Facilities, disease control, and integrated development
The article also set out several other routes to improving quality and efficiency, including support for livestock facilities and equipment, a stable and improved animal disease prevention and control system, better integration across the primary, secondary and tertiary industries, and stronger overall regulation of livestock product supply.

On facilities and equipment, Ma proposed fiscal and financial tools such as reimbursement after construction, interest subsidies, and loans secured by barns or live animals. The priority, he said, should be to support facility construction, renovation and upgrading for small and medium-sized farms, while speeding up mechanisation, automation, digitalisation, and smart farming.
He also addressed multi-storey livestock farming, describing it as one form of facility-based production and as a bold and useful attempt by producers and local governments to overcome land constraints. Its advantages in environmental control, disease prevention, precision feeding, and smart management are gradually becoming clear, he wrote, and some regions and companies have already developed relatively mature models. The next step is to summarise those experiences carefully and ensure compliance in construction, environmental performance, production safety, and economic feasibility, so that development can proceed in a standardised and orderly way and further enrich the path of modern livestock development.
Stronger control over supply and imports
On supply regulation, Ma argued that China needs to manage profit-driven imports of livestock products more effectively. Under highly open market conditions, he wrote, the stable and sustainable development of China’s livestock sector increasingly depends on whether imports can be controlled effectively.

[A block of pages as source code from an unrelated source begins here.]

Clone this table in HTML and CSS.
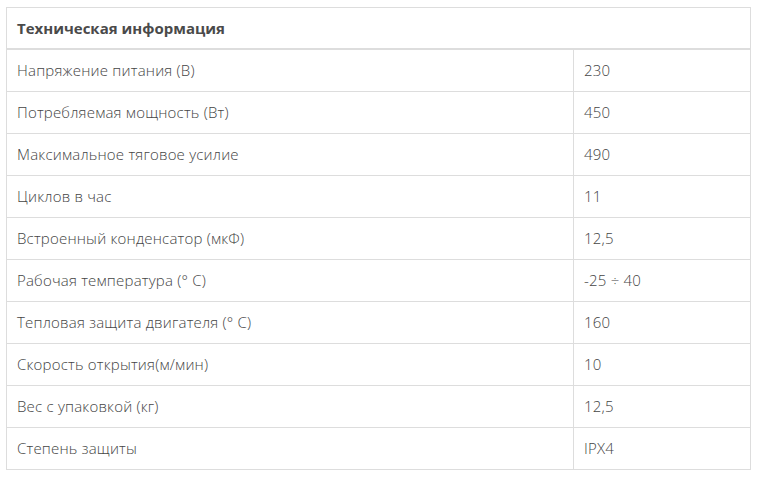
FILE: index.html
```html
<!DOCTYPE html>
<html lang="ru">
<head>
<meta charset="utf-8">
<link rel="stylesheet" href="styles.css">
</head>
<body>
<table class="spec">
  <thead>
    <tr><th colspan="2">Техническая информация</th></tr>
  </thead>
  <tbody>
    <tr><td class="name">Напряжение питания (В)</td><td class="val">230</td></tr>
    <tr><td class="name">Потребляемая мощность (Вт)</td><td class="val">450</td></tr>
    <tr><td class="name">Максимальное тяговое усилие</td><td class="val">490</td></tr>
    <tr><td class="name">Циклов в час</td><td class="val">11</td></tr>
    <tr><td class="name">Встроенный конденсатор (мкФ)</td><td class="val">12,5</td></tr>
    <tr><td class="name">Рабочая температура (° С)</td><td class="val">-25 ÷ 40</td></tr>
    <tr><td class="name">Тепловая защита двигателя (° С)</td><td class="val">160</td></tr>
    <tr><td class="name">Скорость открытия(м/мин)</td><td class="val">10</td></tr>
    <tr><td class="name">Вес с упаковкой (кг)</td><td class="val">12,5</td></tr>
    <tr><td class="name">Степень защиты</td><td class="val">IPX4</td></tr>
  </tbody>
</table>
</body>
</html>
```

FILE: styles.css
```css
html, body {
  margin: 0;
  background: #fff;
}
body {
  padding: 7px 9px 0 6px;
  font-family: "Open Sans", "Liberation Sans", sans-serif;
  font-size: 15px;
  font-weight: 300;
  color: #444;
}
.spec {
  width: 745px;
  border-collapse: collapse;
}
.spec th {
  text-align: left;
  font-weight: 700;
  color: #4a4a4a;
  height: 41px;
  padding: 0 10px;
  border: 1px solid #ddd;
  border-bottom: 2px solid #ddd;
  box-sizing: border-box;
}
.spec td {
  height: 41px;
  padding: 0 10px;
  border: 1px solid #ddd;
  vertical-align: middle;
  letter-spacing: 0.2px;
}
.spec .name {
  width: 546px;
}
```
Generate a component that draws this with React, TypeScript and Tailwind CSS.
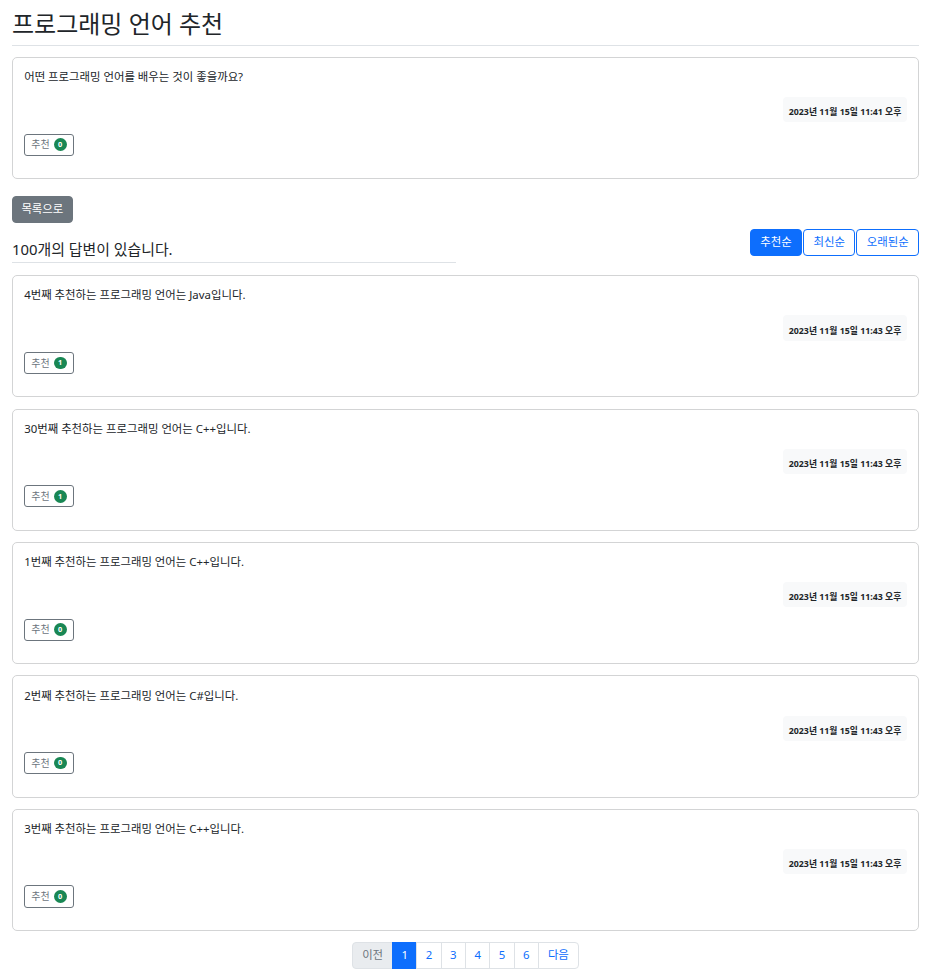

In recent years, excessive imports of beef, milk, pork, and other products have caused severe pain for the sector, he said. Although some trade measures have been introduced, coordination remains difficult and responses are still too slow. That, in his view, calls for stronger institutional mechanisms, a more prominent role for the agricultural authorities, and more timely, precise and effective measures.

More broadly, Ma argued that the “effective market” is already fully visible in livestock development, while the “proactive government” remains insufficient. The clearest example, he wrote, is the hog cycle, which is too frequent and too volatile, leaving the sector under pressure and also affecting wider economic and social development. In the future, he said, policy should focus on adjusting capacity while the market adjusts prices, with a better hog capacity control system to improve the match between supply and demand.
Ma also called for stronger industry self-discipline, urging large and medium-sized companies to put the sector’s overall and long-term interests first and to comply voluntarily with capacity control requirements. At the same time, he said, China should work to expand domestic demand and help shift some livestock and poultry products from gift-oriented consumption to everyday necessities.